== Do this ==
Each line from the line with "Rebuild this screenshot" to the line with "import React from", inclusive, is to be repeated exactly; no other line and no picture belongs in the copy.

========================================

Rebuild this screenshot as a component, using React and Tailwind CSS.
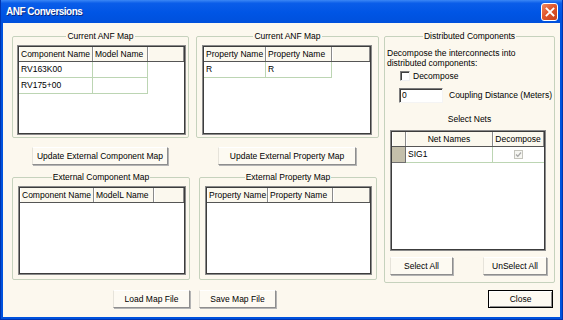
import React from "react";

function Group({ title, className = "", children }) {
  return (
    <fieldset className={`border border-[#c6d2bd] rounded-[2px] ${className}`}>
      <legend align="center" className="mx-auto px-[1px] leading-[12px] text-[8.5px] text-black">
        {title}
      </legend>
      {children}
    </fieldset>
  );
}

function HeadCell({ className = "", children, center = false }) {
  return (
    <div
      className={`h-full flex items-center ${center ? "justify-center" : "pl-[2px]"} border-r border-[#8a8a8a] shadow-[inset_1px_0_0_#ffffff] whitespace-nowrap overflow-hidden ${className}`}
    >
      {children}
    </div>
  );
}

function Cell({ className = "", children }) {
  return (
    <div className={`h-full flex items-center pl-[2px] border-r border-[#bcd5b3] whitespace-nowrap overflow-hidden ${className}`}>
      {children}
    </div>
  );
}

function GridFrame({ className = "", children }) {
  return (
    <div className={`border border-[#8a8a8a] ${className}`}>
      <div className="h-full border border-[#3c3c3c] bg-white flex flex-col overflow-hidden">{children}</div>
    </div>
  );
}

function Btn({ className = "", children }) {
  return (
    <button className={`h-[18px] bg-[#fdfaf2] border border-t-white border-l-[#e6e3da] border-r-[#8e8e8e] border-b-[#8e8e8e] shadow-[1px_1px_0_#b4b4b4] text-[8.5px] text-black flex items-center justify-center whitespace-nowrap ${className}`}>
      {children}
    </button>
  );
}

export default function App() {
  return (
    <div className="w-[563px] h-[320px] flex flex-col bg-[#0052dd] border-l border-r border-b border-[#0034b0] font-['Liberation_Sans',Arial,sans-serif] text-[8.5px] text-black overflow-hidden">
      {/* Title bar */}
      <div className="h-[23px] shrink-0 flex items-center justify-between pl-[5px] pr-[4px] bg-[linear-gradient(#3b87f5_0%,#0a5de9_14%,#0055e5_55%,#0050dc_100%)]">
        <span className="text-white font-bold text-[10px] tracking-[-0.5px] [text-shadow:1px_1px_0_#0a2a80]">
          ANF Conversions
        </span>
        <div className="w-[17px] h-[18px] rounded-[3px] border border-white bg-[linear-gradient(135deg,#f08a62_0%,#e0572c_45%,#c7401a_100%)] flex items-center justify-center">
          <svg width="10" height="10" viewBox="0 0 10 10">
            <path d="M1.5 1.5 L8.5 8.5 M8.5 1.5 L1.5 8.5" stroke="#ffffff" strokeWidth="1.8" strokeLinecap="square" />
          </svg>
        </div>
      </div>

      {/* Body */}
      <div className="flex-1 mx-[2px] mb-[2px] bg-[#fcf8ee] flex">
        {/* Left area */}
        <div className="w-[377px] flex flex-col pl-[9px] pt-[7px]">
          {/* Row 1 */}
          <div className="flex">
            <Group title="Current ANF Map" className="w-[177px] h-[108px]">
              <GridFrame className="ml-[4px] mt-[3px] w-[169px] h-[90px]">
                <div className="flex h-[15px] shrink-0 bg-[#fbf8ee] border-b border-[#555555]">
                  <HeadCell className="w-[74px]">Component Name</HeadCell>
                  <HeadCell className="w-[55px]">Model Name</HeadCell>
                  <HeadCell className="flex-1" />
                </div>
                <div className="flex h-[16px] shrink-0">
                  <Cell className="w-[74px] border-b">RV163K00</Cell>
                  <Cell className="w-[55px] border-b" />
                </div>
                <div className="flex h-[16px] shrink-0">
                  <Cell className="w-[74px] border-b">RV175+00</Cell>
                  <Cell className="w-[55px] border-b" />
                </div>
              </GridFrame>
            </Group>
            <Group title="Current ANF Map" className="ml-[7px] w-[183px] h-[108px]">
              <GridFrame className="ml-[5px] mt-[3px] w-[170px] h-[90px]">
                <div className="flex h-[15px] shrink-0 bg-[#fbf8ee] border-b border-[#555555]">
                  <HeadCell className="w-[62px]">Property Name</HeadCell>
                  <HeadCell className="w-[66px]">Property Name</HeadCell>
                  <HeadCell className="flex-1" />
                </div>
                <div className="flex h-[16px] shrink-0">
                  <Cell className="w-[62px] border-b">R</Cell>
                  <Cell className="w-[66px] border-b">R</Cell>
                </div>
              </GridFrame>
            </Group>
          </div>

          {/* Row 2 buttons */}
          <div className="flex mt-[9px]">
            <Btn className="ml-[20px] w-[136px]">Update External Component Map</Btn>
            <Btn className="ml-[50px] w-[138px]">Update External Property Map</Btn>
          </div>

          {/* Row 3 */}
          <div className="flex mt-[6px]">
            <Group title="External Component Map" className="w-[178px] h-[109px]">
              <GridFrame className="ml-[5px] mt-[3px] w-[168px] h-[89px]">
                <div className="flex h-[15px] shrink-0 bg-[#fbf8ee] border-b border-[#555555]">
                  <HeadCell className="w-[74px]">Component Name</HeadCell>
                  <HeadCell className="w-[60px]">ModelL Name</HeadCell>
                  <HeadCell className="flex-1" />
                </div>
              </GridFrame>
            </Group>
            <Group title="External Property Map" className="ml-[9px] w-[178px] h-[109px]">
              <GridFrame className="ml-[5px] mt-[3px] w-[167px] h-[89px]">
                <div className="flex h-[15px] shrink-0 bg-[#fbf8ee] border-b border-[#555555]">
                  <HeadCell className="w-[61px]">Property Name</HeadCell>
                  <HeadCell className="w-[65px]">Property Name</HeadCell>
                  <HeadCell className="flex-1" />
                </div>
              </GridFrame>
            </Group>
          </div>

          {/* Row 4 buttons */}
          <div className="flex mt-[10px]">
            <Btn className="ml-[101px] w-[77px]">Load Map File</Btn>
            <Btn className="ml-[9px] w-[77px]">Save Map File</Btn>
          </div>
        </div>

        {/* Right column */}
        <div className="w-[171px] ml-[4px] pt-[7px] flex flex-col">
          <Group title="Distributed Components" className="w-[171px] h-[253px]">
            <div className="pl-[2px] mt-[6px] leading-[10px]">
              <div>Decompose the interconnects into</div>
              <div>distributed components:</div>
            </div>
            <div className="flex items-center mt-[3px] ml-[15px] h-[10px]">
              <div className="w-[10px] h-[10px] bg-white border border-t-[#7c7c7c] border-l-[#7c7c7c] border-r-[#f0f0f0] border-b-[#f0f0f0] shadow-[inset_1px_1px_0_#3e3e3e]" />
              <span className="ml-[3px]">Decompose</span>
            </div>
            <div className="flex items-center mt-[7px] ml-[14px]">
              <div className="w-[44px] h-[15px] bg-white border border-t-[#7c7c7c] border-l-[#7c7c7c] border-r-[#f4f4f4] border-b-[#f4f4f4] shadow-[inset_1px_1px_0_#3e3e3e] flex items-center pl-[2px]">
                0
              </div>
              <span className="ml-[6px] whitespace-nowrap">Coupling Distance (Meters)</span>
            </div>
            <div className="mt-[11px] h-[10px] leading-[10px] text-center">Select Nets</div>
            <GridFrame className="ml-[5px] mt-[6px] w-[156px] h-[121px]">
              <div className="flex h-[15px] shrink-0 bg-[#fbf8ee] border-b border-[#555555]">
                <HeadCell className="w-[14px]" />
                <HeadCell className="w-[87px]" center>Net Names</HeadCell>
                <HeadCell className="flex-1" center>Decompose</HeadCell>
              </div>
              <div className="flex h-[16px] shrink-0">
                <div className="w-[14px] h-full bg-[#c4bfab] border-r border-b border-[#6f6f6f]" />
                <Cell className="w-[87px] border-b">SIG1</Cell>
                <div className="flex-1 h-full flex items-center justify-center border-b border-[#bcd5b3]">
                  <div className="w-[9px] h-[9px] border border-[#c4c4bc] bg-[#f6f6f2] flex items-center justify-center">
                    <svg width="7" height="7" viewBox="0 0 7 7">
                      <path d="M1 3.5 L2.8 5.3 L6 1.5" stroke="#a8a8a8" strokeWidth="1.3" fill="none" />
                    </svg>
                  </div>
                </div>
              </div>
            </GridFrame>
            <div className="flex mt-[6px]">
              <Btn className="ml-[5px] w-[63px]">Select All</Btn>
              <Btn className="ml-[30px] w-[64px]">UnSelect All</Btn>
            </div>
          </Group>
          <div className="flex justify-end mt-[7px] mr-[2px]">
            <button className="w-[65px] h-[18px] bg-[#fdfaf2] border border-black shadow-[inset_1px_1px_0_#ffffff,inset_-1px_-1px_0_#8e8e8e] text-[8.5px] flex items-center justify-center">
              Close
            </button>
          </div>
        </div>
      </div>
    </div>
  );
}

========================================

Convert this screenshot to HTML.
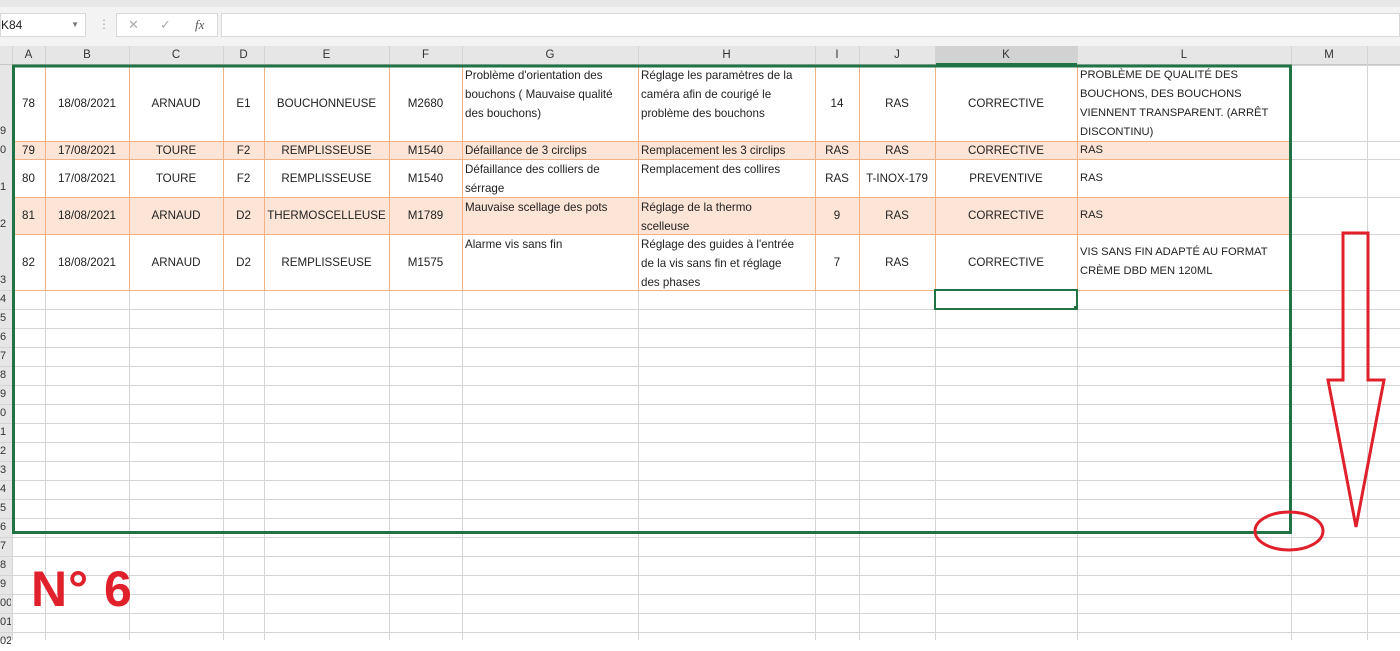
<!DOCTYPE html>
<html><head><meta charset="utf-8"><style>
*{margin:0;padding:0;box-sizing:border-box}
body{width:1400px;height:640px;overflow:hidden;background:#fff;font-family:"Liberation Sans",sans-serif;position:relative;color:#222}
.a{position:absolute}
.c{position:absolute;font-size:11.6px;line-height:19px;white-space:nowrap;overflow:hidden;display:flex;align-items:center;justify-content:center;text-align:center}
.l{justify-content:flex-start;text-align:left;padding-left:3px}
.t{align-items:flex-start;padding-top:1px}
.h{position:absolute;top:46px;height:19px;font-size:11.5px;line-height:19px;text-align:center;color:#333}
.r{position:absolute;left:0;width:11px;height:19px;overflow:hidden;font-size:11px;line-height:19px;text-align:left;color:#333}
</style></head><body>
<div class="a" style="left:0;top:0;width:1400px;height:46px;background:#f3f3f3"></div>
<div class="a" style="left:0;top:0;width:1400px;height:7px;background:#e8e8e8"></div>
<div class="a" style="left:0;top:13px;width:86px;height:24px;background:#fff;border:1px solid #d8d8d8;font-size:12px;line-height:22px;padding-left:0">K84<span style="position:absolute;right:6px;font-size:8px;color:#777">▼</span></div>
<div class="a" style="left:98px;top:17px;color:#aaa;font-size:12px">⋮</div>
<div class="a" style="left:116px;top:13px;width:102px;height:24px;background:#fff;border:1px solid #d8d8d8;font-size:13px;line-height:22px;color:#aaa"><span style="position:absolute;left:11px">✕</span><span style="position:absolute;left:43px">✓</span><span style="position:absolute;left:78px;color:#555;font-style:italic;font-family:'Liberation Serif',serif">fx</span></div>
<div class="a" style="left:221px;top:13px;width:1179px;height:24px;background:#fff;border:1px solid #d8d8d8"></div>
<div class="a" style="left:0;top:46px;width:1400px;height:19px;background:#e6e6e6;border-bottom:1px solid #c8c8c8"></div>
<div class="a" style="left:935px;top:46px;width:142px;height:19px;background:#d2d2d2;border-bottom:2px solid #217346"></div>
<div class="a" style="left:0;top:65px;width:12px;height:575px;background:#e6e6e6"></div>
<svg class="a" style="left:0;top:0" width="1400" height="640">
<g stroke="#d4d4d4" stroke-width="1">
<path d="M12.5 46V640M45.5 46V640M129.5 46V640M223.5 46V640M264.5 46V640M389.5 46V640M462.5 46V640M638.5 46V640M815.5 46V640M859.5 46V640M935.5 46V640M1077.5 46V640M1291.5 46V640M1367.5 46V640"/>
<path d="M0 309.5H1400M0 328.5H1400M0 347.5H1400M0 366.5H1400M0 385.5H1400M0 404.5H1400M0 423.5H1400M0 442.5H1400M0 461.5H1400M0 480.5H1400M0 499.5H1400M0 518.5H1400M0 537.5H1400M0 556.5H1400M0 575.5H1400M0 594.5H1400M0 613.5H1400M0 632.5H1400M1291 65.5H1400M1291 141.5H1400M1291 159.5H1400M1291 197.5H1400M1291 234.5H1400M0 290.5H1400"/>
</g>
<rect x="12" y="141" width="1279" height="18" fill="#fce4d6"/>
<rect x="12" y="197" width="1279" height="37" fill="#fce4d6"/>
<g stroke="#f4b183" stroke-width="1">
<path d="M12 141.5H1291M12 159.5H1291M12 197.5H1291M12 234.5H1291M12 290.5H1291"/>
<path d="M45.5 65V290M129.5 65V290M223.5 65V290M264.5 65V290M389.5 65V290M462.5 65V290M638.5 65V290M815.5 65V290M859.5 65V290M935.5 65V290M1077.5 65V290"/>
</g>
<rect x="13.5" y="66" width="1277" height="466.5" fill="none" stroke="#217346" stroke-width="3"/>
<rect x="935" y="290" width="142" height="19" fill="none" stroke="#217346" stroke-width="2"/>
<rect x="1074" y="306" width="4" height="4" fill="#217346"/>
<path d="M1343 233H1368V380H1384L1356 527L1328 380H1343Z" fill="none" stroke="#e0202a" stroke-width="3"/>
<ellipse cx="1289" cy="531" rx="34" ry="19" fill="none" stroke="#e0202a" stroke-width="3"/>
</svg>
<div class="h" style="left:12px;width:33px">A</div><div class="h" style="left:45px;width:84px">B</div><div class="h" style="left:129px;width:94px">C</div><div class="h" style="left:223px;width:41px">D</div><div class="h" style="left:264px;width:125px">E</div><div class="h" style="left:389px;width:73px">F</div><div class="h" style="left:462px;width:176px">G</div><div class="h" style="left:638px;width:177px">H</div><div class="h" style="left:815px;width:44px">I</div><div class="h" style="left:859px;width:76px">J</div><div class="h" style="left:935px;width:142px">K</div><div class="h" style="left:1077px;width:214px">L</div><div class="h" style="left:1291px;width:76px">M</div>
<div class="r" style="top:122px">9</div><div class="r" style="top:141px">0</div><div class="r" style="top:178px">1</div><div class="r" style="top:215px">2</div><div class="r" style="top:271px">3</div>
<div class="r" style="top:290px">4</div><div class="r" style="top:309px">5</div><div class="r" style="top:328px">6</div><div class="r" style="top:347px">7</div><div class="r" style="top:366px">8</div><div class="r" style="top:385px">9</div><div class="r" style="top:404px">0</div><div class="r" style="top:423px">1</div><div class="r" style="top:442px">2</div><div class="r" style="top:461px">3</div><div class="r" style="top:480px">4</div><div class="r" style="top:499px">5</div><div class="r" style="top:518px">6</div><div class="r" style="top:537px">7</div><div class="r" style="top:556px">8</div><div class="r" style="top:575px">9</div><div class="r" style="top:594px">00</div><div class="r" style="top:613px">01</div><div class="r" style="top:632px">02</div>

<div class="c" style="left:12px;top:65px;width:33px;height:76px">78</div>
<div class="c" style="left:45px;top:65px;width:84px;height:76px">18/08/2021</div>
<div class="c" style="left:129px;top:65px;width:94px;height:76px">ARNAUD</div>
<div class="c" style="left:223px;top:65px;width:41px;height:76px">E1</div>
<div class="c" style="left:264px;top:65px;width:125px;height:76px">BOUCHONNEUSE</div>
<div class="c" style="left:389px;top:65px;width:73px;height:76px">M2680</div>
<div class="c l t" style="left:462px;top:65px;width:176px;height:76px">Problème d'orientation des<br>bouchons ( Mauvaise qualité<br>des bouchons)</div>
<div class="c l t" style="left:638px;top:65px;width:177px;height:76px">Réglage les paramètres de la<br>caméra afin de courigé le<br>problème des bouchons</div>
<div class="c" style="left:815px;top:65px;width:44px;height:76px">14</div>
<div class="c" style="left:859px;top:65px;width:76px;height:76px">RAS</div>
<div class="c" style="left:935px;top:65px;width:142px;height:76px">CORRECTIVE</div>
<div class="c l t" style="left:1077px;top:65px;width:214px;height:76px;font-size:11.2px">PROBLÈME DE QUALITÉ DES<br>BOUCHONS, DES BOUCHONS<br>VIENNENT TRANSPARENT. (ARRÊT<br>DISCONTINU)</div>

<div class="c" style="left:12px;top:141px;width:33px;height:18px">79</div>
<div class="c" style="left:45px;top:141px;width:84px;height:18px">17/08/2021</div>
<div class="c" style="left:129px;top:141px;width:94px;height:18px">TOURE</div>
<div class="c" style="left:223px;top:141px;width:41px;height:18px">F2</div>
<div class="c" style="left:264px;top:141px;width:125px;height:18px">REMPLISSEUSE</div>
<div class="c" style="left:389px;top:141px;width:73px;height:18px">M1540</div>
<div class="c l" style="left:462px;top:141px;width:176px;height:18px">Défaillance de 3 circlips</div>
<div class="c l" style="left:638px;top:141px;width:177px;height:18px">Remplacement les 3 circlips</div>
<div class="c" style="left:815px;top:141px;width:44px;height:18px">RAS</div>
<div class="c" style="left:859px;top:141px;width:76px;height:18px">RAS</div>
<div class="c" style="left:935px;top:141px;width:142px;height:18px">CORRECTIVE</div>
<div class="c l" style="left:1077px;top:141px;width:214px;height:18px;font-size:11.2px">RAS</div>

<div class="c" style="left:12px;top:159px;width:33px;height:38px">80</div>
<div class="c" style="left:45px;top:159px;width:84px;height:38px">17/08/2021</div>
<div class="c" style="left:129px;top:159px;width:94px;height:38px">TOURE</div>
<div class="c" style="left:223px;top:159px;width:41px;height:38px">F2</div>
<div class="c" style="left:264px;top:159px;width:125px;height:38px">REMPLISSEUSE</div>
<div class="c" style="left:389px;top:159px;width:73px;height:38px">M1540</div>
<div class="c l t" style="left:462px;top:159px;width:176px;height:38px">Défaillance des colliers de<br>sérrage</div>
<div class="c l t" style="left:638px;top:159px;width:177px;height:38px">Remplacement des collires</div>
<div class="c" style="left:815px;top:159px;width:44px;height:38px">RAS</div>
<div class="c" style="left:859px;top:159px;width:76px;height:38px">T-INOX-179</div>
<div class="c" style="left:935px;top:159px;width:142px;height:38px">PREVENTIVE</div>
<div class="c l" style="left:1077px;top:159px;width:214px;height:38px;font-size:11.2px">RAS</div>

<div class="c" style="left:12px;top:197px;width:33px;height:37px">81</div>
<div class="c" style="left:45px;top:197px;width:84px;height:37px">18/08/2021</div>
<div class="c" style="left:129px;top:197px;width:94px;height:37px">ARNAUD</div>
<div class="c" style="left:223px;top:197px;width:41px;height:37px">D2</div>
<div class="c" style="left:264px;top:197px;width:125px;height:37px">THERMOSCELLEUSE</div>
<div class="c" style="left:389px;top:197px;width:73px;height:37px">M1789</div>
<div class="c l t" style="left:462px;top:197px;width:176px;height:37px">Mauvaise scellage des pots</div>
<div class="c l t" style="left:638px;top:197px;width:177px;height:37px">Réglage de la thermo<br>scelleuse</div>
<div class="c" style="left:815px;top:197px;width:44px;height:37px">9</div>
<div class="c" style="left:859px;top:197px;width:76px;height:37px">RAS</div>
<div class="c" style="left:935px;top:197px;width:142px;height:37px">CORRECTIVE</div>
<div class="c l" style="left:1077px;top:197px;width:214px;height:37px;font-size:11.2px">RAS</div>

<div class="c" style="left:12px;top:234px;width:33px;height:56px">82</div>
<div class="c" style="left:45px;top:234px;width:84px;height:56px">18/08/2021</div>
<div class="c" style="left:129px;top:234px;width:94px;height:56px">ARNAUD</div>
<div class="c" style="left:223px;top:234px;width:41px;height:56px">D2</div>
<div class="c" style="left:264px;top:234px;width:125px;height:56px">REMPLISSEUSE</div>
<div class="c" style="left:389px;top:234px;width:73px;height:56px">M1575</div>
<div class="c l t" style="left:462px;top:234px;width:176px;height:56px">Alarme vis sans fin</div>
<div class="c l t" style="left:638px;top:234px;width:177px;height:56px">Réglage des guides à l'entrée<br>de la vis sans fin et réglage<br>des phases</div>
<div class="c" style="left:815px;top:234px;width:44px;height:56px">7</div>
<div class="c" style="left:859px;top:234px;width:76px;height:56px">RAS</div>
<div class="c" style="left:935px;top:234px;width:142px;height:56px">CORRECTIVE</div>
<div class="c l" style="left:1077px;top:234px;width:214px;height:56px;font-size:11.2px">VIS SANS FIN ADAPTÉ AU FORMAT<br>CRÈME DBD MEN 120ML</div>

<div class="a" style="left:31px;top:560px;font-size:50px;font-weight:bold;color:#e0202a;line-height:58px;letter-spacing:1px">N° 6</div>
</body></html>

========================================

== Right answer ==
Rebuild this screenshot as a component, using React and Tailwind CSS.
import React from "react";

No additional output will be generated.